# PROBLEM REQUIREMENTS
Find every line containing the word "styles" and report the count, nothing more.

==== MATERIAL SUPPLIED ====

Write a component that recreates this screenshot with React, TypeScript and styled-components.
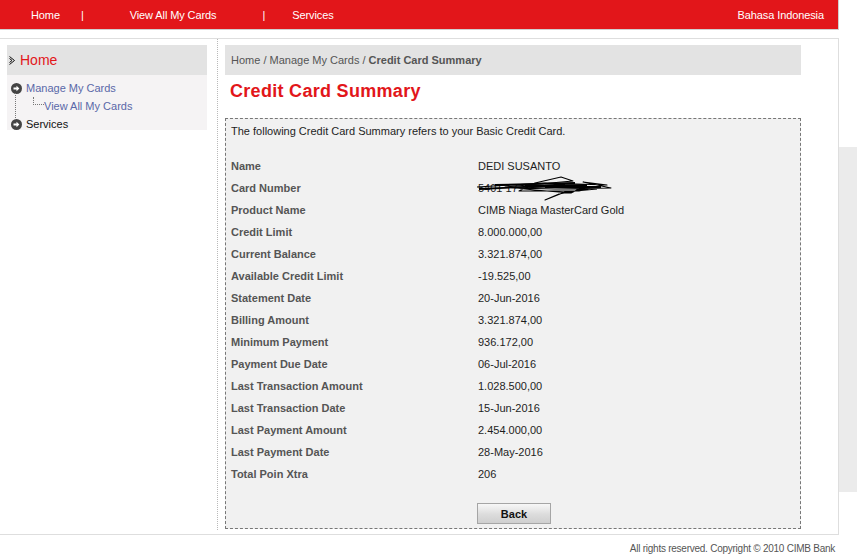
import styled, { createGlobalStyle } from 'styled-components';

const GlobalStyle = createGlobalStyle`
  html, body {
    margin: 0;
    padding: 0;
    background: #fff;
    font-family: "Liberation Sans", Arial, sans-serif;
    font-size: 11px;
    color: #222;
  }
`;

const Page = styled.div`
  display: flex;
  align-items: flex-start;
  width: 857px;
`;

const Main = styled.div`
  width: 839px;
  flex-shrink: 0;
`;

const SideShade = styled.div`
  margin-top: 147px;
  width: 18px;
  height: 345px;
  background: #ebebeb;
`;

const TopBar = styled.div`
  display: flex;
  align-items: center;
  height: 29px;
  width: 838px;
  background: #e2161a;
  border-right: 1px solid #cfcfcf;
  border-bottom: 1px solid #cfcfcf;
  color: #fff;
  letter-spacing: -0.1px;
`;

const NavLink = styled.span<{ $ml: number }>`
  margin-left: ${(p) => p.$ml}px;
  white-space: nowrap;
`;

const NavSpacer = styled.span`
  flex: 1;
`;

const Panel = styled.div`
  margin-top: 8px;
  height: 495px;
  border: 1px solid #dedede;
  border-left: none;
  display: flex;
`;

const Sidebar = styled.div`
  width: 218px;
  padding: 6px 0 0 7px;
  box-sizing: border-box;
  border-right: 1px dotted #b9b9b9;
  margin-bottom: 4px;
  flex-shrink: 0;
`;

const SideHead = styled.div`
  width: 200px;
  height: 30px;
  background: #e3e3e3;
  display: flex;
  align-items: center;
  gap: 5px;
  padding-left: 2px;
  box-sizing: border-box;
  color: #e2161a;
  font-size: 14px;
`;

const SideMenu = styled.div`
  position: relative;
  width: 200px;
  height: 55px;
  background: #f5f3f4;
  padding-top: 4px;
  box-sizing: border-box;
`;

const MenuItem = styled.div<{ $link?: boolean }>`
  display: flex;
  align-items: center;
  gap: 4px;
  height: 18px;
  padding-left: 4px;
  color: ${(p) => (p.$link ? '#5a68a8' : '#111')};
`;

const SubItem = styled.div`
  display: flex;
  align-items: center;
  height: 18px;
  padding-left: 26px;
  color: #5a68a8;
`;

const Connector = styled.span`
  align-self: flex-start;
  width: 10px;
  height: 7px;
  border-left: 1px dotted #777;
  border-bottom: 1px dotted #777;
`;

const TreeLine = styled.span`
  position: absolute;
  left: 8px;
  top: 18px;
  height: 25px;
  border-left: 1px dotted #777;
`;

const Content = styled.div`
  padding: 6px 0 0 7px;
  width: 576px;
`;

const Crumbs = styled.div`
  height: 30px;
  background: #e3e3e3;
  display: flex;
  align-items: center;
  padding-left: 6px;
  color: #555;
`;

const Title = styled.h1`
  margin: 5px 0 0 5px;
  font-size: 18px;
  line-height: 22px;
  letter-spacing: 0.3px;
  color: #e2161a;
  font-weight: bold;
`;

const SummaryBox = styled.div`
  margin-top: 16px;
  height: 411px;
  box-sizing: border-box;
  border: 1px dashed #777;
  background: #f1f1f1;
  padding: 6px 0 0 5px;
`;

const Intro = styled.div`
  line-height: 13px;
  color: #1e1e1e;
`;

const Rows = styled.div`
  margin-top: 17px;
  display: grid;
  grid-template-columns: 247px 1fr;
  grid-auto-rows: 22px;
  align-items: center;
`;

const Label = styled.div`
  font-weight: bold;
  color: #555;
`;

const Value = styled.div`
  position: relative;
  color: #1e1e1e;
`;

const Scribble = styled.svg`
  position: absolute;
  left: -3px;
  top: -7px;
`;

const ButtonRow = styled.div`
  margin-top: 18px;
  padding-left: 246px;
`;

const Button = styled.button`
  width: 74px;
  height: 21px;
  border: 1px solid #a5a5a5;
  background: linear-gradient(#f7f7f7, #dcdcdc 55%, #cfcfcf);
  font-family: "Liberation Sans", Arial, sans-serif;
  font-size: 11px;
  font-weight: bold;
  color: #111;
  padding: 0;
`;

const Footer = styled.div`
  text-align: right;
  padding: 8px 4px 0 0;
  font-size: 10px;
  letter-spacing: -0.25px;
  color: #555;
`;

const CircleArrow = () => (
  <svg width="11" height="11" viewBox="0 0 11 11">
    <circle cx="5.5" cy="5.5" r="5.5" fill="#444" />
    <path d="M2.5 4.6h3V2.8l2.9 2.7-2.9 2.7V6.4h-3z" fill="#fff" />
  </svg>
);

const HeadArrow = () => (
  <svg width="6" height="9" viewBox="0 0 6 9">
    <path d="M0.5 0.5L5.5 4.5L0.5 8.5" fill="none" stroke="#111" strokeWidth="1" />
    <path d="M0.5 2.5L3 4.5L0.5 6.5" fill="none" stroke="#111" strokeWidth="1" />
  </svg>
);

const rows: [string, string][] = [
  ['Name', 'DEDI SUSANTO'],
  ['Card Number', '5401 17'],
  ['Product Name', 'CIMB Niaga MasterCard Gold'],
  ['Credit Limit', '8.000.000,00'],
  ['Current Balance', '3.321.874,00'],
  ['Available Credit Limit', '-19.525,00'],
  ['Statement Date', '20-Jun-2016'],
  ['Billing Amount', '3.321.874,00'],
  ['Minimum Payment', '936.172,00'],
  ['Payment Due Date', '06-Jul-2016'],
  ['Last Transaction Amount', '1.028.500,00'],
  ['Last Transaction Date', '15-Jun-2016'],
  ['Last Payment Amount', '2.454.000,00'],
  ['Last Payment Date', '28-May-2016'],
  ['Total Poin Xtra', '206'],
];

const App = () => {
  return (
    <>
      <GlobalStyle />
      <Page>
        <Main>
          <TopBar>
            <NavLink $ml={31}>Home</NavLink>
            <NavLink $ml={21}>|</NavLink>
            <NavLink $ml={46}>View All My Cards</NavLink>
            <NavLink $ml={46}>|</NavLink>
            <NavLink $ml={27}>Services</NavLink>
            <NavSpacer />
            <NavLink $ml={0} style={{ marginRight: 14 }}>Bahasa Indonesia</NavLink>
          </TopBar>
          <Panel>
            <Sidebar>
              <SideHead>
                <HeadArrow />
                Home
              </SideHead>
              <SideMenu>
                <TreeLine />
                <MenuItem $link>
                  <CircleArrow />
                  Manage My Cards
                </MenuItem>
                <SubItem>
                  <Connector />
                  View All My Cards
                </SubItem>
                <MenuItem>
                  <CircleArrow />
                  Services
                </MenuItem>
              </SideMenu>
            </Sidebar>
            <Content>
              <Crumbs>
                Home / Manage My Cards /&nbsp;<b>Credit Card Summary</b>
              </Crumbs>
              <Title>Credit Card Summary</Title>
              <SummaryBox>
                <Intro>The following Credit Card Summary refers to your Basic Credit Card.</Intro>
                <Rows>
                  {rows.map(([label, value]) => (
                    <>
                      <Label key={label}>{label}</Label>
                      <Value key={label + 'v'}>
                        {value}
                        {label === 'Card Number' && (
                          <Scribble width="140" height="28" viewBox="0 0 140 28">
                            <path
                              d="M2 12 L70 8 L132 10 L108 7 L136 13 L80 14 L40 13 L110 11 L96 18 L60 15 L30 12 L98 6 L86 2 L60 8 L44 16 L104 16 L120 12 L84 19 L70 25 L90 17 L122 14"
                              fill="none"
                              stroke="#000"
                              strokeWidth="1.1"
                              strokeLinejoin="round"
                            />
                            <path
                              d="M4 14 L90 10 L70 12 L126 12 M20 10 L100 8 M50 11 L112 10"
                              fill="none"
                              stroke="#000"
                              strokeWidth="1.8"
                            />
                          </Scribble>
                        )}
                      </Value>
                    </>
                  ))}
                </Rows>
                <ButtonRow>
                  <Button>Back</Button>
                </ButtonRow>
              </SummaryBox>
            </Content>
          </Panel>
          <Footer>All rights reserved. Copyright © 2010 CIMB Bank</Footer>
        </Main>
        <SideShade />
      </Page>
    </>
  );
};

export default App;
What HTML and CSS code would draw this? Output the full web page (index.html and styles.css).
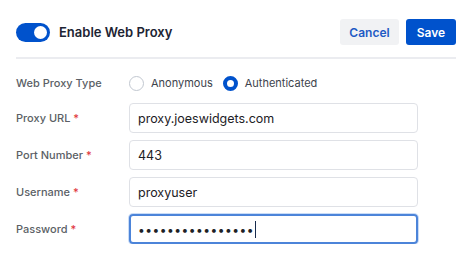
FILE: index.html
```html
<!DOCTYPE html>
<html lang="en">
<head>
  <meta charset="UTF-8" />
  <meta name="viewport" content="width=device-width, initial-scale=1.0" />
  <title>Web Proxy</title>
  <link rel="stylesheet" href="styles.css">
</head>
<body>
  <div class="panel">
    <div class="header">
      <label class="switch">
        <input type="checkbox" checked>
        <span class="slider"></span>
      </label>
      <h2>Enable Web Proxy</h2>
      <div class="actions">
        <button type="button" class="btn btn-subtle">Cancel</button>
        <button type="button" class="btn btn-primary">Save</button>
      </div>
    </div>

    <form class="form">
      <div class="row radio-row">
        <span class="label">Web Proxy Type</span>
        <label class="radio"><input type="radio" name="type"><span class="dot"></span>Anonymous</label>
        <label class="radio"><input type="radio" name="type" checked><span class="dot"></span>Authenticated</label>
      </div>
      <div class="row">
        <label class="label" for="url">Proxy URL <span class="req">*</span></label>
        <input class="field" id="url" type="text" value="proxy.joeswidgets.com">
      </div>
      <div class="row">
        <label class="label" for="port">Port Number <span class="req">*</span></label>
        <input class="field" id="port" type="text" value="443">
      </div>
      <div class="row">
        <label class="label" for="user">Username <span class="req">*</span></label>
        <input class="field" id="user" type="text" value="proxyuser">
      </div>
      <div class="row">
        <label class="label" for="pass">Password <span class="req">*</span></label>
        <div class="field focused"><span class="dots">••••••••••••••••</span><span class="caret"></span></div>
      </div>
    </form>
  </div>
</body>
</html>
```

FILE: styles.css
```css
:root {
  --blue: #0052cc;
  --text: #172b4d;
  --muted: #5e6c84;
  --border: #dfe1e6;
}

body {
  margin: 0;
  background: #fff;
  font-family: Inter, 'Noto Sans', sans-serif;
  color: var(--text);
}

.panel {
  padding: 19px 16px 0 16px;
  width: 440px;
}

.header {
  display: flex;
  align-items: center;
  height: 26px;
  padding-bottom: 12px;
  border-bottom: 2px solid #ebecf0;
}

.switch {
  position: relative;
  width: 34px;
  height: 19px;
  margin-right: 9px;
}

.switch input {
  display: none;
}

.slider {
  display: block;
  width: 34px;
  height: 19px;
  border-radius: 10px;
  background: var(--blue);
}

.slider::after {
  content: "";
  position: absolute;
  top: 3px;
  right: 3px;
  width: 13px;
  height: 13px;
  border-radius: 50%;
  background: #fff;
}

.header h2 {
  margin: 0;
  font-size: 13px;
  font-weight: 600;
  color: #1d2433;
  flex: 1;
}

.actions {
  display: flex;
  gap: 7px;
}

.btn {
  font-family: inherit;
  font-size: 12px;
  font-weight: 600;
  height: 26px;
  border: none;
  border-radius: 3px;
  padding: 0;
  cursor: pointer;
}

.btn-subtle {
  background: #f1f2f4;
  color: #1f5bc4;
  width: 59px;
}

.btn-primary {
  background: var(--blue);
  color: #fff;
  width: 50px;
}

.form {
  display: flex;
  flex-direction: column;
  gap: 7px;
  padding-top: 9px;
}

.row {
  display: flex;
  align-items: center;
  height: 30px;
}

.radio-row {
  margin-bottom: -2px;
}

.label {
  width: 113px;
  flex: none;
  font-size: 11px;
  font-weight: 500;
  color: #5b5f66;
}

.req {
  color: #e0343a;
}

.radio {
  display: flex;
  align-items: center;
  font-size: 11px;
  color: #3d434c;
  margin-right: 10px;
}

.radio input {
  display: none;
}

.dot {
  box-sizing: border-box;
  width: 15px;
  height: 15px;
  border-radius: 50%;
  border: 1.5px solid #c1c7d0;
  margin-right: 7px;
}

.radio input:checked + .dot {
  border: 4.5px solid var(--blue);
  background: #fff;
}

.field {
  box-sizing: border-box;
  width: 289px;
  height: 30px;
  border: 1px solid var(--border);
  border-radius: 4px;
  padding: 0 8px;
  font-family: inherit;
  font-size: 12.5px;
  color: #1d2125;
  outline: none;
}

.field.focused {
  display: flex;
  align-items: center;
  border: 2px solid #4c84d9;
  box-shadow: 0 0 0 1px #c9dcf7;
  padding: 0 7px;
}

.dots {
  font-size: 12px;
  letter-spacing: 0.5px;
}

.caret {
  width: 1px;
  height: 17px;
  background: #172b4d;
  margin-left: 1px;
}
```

====

# RESULT
3